====== DATA FOR THE TASK ======
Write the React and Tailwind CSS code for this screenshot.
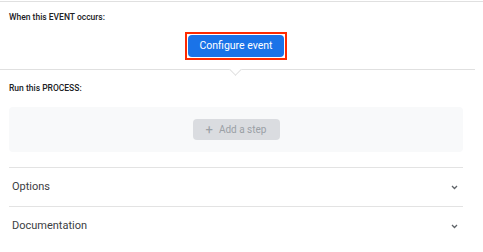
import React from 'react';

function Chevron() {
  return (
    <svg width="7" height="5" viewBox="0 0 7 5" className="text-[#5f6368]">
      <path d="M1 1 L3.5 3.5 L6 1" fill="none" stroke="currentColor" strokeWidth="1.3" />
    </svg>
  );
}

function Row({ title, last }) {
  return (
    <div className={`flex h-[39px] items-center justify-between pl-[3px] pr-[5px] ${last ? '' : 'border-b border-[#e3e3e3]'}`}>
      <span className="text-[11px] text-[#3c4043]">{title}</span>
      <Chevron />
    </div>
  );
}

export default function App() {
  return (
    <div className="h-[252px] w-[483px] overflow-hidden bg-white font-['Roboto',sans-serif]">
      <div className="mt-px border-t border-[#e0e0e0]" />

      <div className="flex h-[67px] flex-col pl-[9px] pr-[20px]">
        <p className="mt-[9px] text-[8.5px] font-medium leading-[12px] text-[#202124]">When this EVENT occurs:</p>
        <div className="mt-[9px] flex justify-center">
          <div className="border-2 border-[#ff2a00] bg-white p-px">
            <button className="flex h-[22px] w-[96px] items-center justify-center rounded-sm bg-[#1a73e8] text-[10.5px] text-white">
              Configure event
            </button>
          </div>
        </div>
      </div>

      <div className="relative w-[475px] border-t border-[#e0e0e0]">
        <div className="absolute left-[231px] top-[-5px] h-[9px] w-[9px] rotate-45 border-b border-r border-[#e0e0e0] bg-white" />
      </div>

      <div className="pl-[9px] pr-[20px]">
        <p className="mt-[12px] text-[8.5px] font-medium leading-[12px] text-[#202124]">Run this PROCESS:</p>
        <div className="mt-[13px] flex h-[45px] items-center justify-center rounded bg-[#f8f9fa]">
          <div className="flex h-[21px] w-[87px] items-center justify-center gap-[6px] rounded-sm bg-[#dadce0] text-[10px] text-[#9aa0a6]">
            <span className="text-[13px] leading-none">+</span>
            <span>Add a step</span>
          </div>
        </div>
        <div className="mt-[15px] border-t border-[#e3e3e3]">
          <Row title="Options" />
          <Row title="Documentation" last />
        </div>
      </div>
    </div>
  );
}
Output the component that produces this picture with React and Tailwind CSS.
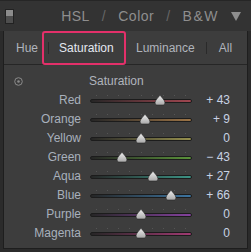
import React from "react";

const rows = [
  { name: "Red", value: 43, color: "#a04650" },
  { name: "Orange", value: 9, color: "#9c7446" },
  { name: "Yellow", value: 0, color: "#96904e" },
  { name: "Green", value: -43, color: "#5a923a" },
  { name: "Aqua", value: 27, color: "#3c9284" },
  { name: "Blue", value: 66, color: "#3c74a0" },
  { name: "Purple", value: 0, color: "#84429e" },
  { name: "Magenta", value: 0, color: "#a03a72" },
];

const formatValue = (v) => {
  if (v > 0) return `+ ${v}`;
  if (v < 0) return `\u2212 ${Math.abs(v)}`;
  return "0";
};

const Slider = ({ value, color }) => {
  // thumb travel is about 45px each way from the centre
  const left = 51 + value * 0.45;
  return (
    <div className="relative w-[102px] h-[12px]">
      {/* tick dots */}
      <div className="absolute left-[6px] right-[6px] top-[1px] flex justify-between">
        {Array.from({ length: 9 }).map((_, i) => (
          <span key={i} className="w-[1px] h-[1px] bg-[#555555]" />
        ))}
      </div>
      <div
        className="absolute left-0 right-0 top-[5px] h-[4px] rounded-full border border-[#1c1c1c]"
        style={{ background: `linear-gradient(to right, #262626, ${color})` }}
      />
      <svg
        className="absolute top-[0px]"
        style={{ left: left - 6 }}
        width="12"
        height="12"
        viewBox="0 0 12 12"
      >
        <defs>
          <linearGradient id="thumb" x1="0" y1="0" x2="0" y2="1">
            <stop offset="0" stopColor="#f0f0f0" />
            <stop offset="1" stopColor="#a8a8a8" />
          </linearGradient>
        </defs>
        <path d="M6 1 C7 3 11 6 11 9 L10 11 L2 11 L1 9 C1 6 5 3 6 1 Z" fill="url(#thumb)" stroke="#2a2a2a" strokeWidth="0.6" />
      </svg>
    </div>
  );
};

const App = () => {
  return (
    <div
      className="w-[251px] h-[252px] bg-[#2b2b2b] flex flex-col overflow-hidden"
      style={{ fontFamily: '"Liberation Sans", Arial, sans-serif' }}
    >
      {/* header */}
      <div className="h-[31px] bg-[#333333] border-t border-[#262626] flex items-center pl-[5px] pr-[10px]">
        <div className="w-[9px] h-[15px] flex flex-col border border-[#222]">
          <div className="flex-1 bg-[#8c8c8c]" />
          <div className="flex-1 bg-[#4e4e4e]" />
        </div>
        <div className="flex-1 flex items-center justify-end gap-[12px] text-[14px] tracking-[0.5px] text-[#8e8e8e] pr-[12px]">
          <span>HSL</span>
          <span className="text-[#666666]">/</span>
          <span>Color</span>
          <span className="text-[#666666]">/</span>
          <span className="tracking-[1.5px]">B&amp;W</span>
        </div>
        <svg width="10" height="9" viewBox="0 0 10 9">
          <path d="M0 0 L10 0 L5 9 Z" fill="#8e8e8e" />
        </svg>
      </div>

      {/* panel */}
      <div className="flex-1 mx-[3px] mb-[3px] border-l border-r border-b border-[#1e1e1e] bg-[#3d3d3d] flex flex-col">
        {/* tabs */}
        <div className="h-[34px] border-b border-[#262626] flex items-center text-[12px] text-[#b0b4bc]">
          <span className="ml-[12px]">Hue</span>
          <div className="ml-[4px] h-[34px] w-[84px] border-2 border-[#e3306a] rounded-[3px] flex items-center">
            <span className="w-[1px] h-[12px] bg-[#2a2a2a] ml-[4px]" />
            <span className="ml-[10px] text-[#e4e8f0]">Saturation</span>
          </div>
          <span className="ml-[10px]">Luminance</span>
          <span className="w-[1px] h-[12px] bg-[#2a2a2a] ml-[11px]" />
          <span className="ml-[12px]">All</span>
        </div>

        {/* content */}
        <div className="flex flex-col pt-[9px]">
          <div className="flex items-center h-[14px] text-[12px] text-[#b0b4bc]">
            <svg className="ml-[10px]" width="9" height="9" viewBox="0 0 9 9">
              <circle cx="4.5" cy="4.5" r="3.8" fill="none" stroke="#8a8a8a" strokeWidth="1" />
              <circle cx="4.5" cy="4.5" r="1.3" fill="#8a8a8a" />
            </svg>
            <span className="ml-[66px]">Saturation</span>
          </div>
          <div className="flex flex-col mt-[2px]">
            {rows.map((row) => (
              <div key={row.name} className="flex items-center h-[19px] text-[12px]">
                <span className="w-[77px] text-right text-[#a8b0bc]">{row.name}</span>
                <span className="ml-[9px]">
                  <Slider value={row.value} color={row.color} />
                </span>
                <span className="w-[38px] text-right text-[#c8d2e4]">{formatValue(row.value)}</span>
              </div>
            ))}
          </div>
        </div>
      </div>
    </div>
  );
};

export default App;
======
§ THE TASK: Return the material exactly as given, apart from the pictures.

§ WORKED ANSWER:
Write the React and Tailwind CSS code for this screenshot.
import React from 'react';

function Chevron() {
  return (
    <svg width="7" height="5" viewBox="0 0 7 5" className="text-[#5f6368]">
      <path d="M1 1 L3.5 3.5 L6 1" fill="none" stroke="currentColor" strokeWidth="1.3" />
    </svg>
  );
}

function Row({ title, last }) {
  return (
    <div className={`flex h-[39px] items-center justify-between pl-[3px] pr-[5px] ${last ? '' : 'border-b border-[#e3e3e3]'}`}>
      <span className="text-[11px] text-[#3c4043]">{title}</span>
      <Chevron />
    </div>
  );
}

export default function App() {
  return (
    <div className="h-[252px] w-[483px] overflow-hidden bg-white font-['Roboto',sans-serif]">
      <div className="mt-px border-t border-[#e0e0e0]" />

      <div className="flex h-[67px] flex-col pl-[9px] pr-[20px]">
        <p className="mt-[9px] text-[8.5px] font-medium leading-[12px] text-[#202124]">When this EVENT occurs:</p>
        <div className="mt-[9px] flex justify-center">
          <div className="border-2 border-[#ff2a00] bg-white p-px">
            <button className="flex h-[22px] w-[96px] items-center justify-center rounded-sm bg-[#1a73e8] text-[10.5px] text-white">
              Configure event
            </button>
          </div>
        </div>
      </div>

      <div className="relative w-[475px] border-t border-[#e0e0e0]">
        <div className="absolute left-[231px] top-[-5px] h-[9px] w-[9px] rotate-45 border-b border-r border-[#e0e0e0] bg-white" />
      </div>

      <div className="pl-[9px] pr-[20px]">
        <p className="mt-[12px] text-[8.5px] font-medium leading-[12px] text-[#202124]">Run this PROCESS:</p>
        <div className="mt-[13px] flex h-[45px] items-center justify-center rounded bg-[#f8f9fa]">
          <div className="flex h-[21px] w-[87px] items-center justify-center gap-[6px] rounded-sm bg-[#dadce0] text-[10px] text-[#9aa0a6]">
            <span className="text-[13px] leading-none">+</span>
            <span>Add a step</span>
          </div>
        </div>
        <div className="mt-[15px] border-t border-[#e3e3e3]">
          <Row title="Options" />
          <Row title="Documentation" last />
        </div>
      </div>
    </div>
  );
}
Output the component that produces this picture with React and Tailwind CSS.
import React from "react";

const rows = [
  { name: "Red", value: 43, color: "#a04650" },
  { name: "Orange", value: 9, color: "#9c7446" },
  { name: "Yellow", value: 0, color: "#96904e" },
  { name: "Green", value: -43, color: "#5a923a" },
  { name: "Aqua", value: 27, color: "#3c9284" },
  { name: "Blue", value: 66, color: "#3c74a0" },
  { name: "Purple", value: 0, color: "#84429e" },
  { name: "Magenta", value: 0, color: "#a03a72" },
];

const formatValue = (v) => {
  if (v > 0) return `+ ${v}`;
  if (v < 0) return `\u2212 ${Math.abs(v)}`;
  return "0";
};

const Slider = ({ value, color }) => {
  // thumb travel is about 45px each way from the centre
  const left = 51 + value * 0.45;
  return (
    <div className="relative w-[102px] h-[12px]">
      {/* tick dots */}
      <div className="absolute left-[6px] right-[6px] top-[1px] flex justify-between">
        {Array.from({ length: 9 }).map((_, i) => (
          <span key={i} className="w-[1px] h-[1px] bg-[#555555]" />
        ))}
      </div>
      <div
        className="absolute left-0 right-0 top-[5px] h-[4px] rounded-full border border-[#1c1c1c]"
        style={{ background: `linear-gradient(to right, #262626, ${color})` }}
      />
      <svg
        className="absolute top-[0px]"
        style={{ left: left - 6 }}
        width="12"
        height="12"
        viewBox="0 0 12 12"
      >
        <defs>
          <linearGradient id="thumb" x1="0" y1="0" x2="0" y2="1">
            <stop offset="0" stopColor="#f0f0f0" />
            <stop offset="1" stopColor="#a8a8a8" />
          </linearGradient>
        </defs>
        <path d="M6 1 C7 3 11 6 11 9 L10 11 L2 11 L1 9 C1 6 5 3 6 1 Z" fill="url(#thumb)" stroke="#2a2a2a" strokeWidth="0.6" />
      </svg>
    </div>
  );
};

const App = () => {
  return (
    <div
      className="w-[251px] h-[252px] bg-[#2b2b2b] flex flex-col overflow-hidden"
      style={{ fontFamily: '"Liberation Sans", Arial, sans-serif' }}
    >
      {/* header */}
      <div className="h-[31px] bg-[#333333] border-t border-[#262626] flex items-center pl-[5px] pr-[10px]">
        <div className="w-[9px] h-[15px] flex flex-col border border-[#222]">
          <div className="flex-1 bg-[#8c8c8c]" />
          <div className="flex-1 bg-[#4e4e4e]" />
        </div>
        <div className="flex-1 flex items-center justify-end gap-[12px] text-[14px] tracking-[0.5px] text-[#8e8e8e] pr-[12px]">
          <span>HSL</span>
          <span className="text-[#666666]">/</span>
          <span>Color</span>
          <span className="text-[#666666]">/</span>
          <span className="tracking-[1.5px]">B&amp;W</span>
        </div>
        <svg width="10" height="9" viewBox="0 0 10 9">
          <path d="M0 0 L10 0 L5 9 Z" fill="#8e8e8e" />
        </svg>
      </div>

      {/* panel */}
      <div className="flex-1 mx-[3px] mb-[3px] border-l border-r border-b border-[#1e1e1e] bg-[#3d3d3d] flex flex-col">
        {/* tabs */}
        <div className="h-[34px] border-b border-[#262626] flex items-center text-[12px] text-[#b0b4bc]">
          <span className="ml-[12px]">Hue</span>
          <div className="ml-[4px] h-[34px] w-[84px] border-2 border-[#e3306a] rounded-[3px] flex items-center">
            <span className="w-[1px] h-[12px] bg-[#2a2a2a] ml-[4px]" />
            <span className="ml-[10px] text-[#e4e8f0]">Saturation</span>
          </div>
          <span className="ml-[10px]">Luminance</span>
          <span className="w-[1px] h-[12px] bg-[#2a2a2a] ml-[11px]" />
          <span className="ml-[12px]">All</span>
        </div>

        {/* content */}
        <div className="flex flex-col pt-[9px]">
          <div className="flex items-center h-[14px] text-[12px] text-[#b0b4bc]">
            <svg className="ml-[10px]" width="9" height="9" viewBox="0 0 9 9">
              <circle cx="4.5" cy="4.5" r="3.8" fill="none" stroke="#8a8a8a" strokeWidth="1" />
              <circle cx="4.5" cy="4.5" r="1.3" fill="#8a8a8a" />
            </svg>
            <span className="ml-[66px]">Saturation</span>
          </div>
          <div className="flex flex-col mt-[2px]">
            {rows.map((row) => (
              <div key={row.name} className="flex items-center h-[19px] text-[12px]">
                <span className="w-[77px] text-right text-[#a8b0bc]">{row.name}</span>
                <span className="ml-[9px]">
                  <Slider value={row.value} color={row.color} />
                </span>
                <span className="w-[38px] text-right text-[#c8d2e4]">{formatValue(row.value)}</span>
              </div>
            ))}
          </div>
        </div>
      </div>
    </div>
  );
};

export default App;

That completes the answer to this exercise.